The company also announces that it will be added to the TSX Composite Index and its sub-indices effective September 24, 2018.

Tamarack Valley Energy (TSX:TVE) has announced that due to exceptional 2018 drilling results, current production is ahead of forecast. As a result, the company will provide its second guidance increase for 2018.

The company also announced that it will be added to the TSX Composite Index and its sub-indices effective September 24, 2018.

As quoted from the press release:

As a result of better than expected performance from its Alberta Viking drilling program thus far in 2018, production for the last four weeks has averaged over 25,000 boe/d based on field estimates. Tamarack expects third quarter 2018 production to average approximately 24,700 boe/d.

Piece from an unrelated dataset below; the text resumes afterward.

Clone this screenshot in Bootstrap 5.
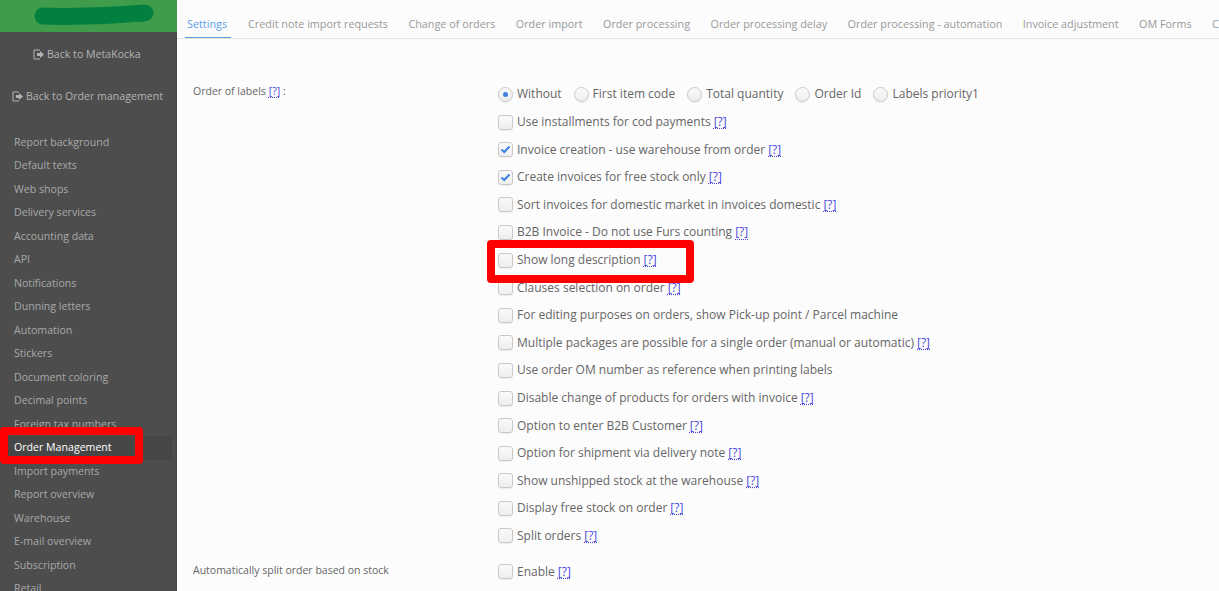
<!DOCTYPE html>
<html lang="en"><head><meta charset="utf-8"><title>Settings</title>
<link href="https://cdn.jsdelivr.net/npm/bootstrap@5.3.0/dist/css/bootstrap.min.css" rel="stylesheet">
<style>
html,body{height:591px;overflow:hidden}
body{font-family:"Open Sans",sans-serif;font-size:12px;color:#666;background:#fcfcfc}
.shell{height:591px;overflow:hidden}
.side{width:177px;background:#4d4d4d;flex:none;height:591px;overflow:hidden;box-shadow:inset -2px 0 2px -1px #444}
.brand{height:32px;background:#3e9c4b}
.blob{display:block;margin-left:33px;padding-top:4px}
.backlink{color:#b3b3b3;font-size:10.6px;line-height:16px;text-decoration:none;white-space:nowrap}
.back1{height:42px;padding-top:13px;padding-left:33px}
.back2{height:42px;padding-top:13px;padding-left:12px;margin-bottom:14.6px}
.back1 svg,.back2 svg{margin-right:3px;vertical-align:-2px}
.sitem{display:block;color:#a8a8a8;height:23.5px;line-height:23.5px;padding-left:14px;font-size:10.6px;text-decoration:none;white-space:nowrap;width:172px}
.sitem.on{color:#fff;background:#474747}
.main{flex:1;min-width:0;overflow:hidden}
.tabbar{height:39px;border-bottom:1px solid #e3e3e3;padding-left:8px;white-space:nowrap;gap:13.5px;flex-wrap:nowrap;width:1042px;overflow:hidden}
.tabi{display:block;flex:none;color:#999;font-size:10.8px;line-height:15px;padding:16px 4px 7px 3px;text-decoration:none;height:39px}
.tabi.on{color:#5a9ee8;border-bottom:2px solid #5a9ee8;padding-left:2px;padding-right:4px;margin-right:.5px}
.formarea{padding-top:41.7px}
.lab{width:321px;flex:none;padding-left:16px}
.lab .optrow{font-size:10.5px;height:auto;line-height:24px}
.lab .optrow.toplab{line-height:21px}
.opts{flex:1;min-width:0}
.optrow{height:27.6px;display:flex;align-items:center;white-space:nowrap;font-size:12px;color:#666}
.box{width:15px;height:15px;border:1px solid #c9c9c9;border-radius:3px;background:linear-gradient(#fafafa,#eee);flex:none;margin-right:4px;display:inline-flex;align-items:center;justify-content:center;box-shadow:0 1px 1px rgba(0,0,0,.06)}
.rad{border-radius:50%}
.dot{width:5px;height:5px;border-radius:50%;background:#3b82e0}
.radset{margin-right:12px;display:flex;align-items:center}
a.qm{color:#4a4ae0;text-decoration:underline dotted;text-underline-offset:2px;margin-left:3px}
.hl{position:absolute;border:8px solid #f00;border-radius:4px;pointer-events:none}
.hl1{left:0;top:427px;width:143px;height:37px}
.hl2{left:487px;top:240px;width:207px;height:43px}
.gapy{height:8.3px}
</style></head><body>
<div class="shell d-flex position-relative">
<nav class="side">
<div class="brand"><svg class="blob" width="122" height="25" viewBox="0 0 122 21"><path d="M10 12C30 13 60 12 80 11S105 9 112 9" fill="none" stroke="#028040" stroke-width="17" stroke-linecap="round"/></svg></div>
<div class="back1"><a class="backlink" href="#"><svg width="11" height="11" viewBox="0 0 11 11"><path d="M7 1H1v9h6" fill="none" stroke="#b3b3b3"/><path d="M4 4h3V2l4 3.500L7 9V7H4z" fill="#b3b3b3"/></svg>Back to MetaKocka</a></div>
<div class="back2"><a class="backlink" href="#"><svg width="11" height="11" viewBox="0 0 11 11"><path d="M7 1H1v9h6" fill="none" stroke="#b3b3b3"/><path d="M4 4h3V2l4 3.500L7 9V7H4z" fill="#b3b3b3"/></svg>Back to Order management</a></div>
<a class="sitem" href="#">Report background</a>
<a class="sitem" href="#">Default texts</a>
<a class="sitem" href="#">Web shops</a>
<a class="sitem" href="#">Delivery services</a>
<a class="sitem" href="#">Accounting data</a>
<a class="sitem" href="#">API</a>
<a class="sitem" href="#">Notifications</a>
<a class="sitem" href="#">Dunning letters</a>
<a class="sitem" href="#">Automation</a>
<a class="sitem" href="#">Stickers</a>
<a class="sitem" href="#">Document coloring</a>
<a class="sitem" href="#">Decimal points</a>
<a class="sitem" href="#">Foreign tax numbers</a>
<a class="sitem on" href="#">Order Management</a>
<a class="sitem" href="#">Import payments</a>
<a class="sitem" href="#">Report overview</a>
<a class="sitem" href="#">Warehouse</a>
<a class="sitem" href="#">E-mail overview</a>
<a class="sitem" href="#">Subscription</a>
<a class="sitem" href="#">Retail</a>
</nav>
<main class="main">
<div class="tabbar d-flex">
<a class="tabi on" href="#">Settings</a>
<a class="tabi" href="#">Credit note import requests</a>
<a class="tabi" href="#">Change of orders</a>
<a class="tabi" href="#">Order import</a>
<a class="tabi" href="#">Order processing</a>
<a class="tabi" href="#">Order processing delay</a>
<a class="tabi" href="#">Order processing - automation</a>
<a class="tabi" href="#">Invoice adjustment</a>
<a class="tabi" href="#">OM Forms</a>
<a class="tabi" href="#">Custom</a>
</div>
<div class="formarea">
<div class="d-flex">
<div class="lab"><div class="optrow toplab">Order of labels <a class="qm" href="#">[?]</a>&nbsp;:</div></div>
<div class="opts">
<div class="optrow">
<span class="radset"><span class="box rad"><span class="dot"></span></span>Without</span>
<span class="radset"><span class="box rad"></span>First item code</span>
<span class="radset"><span class="box rad"></span>Total quantity</span>
<span class="radset"><span class="box rad"></span>Order Id</span>
<span class="radset"><span class="box rad"></span>Labels priority1</span>
</div>
<div class="optrow"><span class="box"></span>Use installments for cod payments <a class="qm" href="#">[?]</a></div>
<div class="optrow"><span class="box"><svg width="11" height="9" viewBox="0 0 11 9"><path d="M1.500 4.500 4.200 7 9.500 1.500" fill="none" stroke="#3b82e0" stroke-width="2"/></svg></span>Invoice creation - use warehouse from order <a class="qm" href="#">[?]</a></div>
<div class="optrow"><span class="box"><svg width="11" height="9" viewBox="0 0 11 9"><path d="M1.500 4.500 4.200 7 9.500 1.500" fill="none" stroke="#3b82e0" stroke-width="2"/></svg></span>Create invoices for free stock only <a class="qm" href="#">[?]</a></div>
<div class="optrow"><span class="box"></span>Sort invoices for domestic market in invoices domestic <a class="qm" href="#">[?]</a></div>
<div class="optrow"><span class="box"></span>B2B Invoice - Do not use Furs counting <a class="qm" href="#">[?]</a></div>
<div class="optrow"><span class="box"></span>Show long description <a class="qm" href="#">[?]</a></div>
<div class="optrow"><span class="box"></span>Clauses selection on order <a class="qm" href="#">[?]</a></div>
<div class="optrow"><span class="box"></span>For editing purposes on orders, show Pick-up point / Parcel machine</div>
<div class="optrow"><span class="box"></span>Multiple packages are possible for a single order (manual or automatic) <a class="qm" href="#">[?]</a></div>
<div class="optrow"><span class="box"></span>Use order OM number as reference when printing labels</div>
<div class="optrow"><span class="box"></span>Disable change of products for orders with invoice <a class="qm" href="#">[?]</a></div>
<div class="optrow"><span class="box"></span>Option to enter B2B Customer <a class="qm" href="#">[?]</a></div>
<div class="optrow"><span class="box"></span>Option for shipment via delivery note <a class="qm" href="#">[?]</a></div>
<div class="optrow"><span class="box"></span>Show unshipped stock at the warehouse <a class="qm" href="#">[?]</a></div>
<div class="optrow"><span class="box"></span>Display free stock on order <a class="qm" href="#">[?]</a></div>
<div class="optrow"><span class="box"></span>Split orders <a class="qm" href="#">[?]</a></div>
</div></div>
<div class="gapy"></div>
<div class="d-flex">
<div class="lab"><div class="optrow">Automatically split order based on stock</div></div>
<div class="opts"><div class="optrow"><span class="box"></span>Enable <a class="qm" href="#">[?]</a></div></div>
</div>
</div>
</main>
<div class="hl hl1"></div><div class="hl hl2"></div>
</div>
<script src="https://cdn.jsdelivr.net/npm/bootstrap@5.3.0/dist/js/bootstrap.bundle.min.js"></script>
</body></html>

With the company’s continued out performance and operational success realized to date in 2018, Tamarack is pleased to increase production guidance for 2018 annual, 2018 exit and preliminary 2019 budget by 500 boe/d for each period with no corresponding change to the capital expenditure forecasts. Annual production guidance for 2018 has been increased to 24,000 to 24,500 boe/d (64 to 66 percent liquids), up from 23,500 to 24,000 boe/d, while 2018 fourth quarter exit production guidance has been increased to 24,500 to 25,000 boe/d (65 to 67 percent liquids), up from 24,000 to 24,500 boe/d. Tamarack’s 2018 capital budget remains unchanged from previous guidance at C$223 to C$233 million (including C$28.4 million of capital accelerated from 2019 into 2018) and is expected to be fully funded from adjusted operating field netback. Approximately half of the C$28 million of accelerated capital will be directed to the Veteran waterflood. Tamarack plans to drill nine new injector wells and to install the associated pipe and facilities to ensure water injection can commence by early 2019. In keeping with Tamarack’s capital allocation strategy, all of the planned Veteran waterflood projects are expected to achieve a 1.5 year payout based on current strip prices. The other half of the accelerated capital will be directed to initiate the Company’s Q1/19 drilling program in the fourth quarter, which includes de-risking lands located east of Veteran that were originally targeted for delineation in early 2019.

Annual average production volumes under its preliminary 2019 budget are increased to 25,500 to 26,500 boe/d (up from 25,000 to 26,000 boe/d) and assume a capital budget of C$222 million (originally C$250 million with C$28.4 million accelerated into 2018).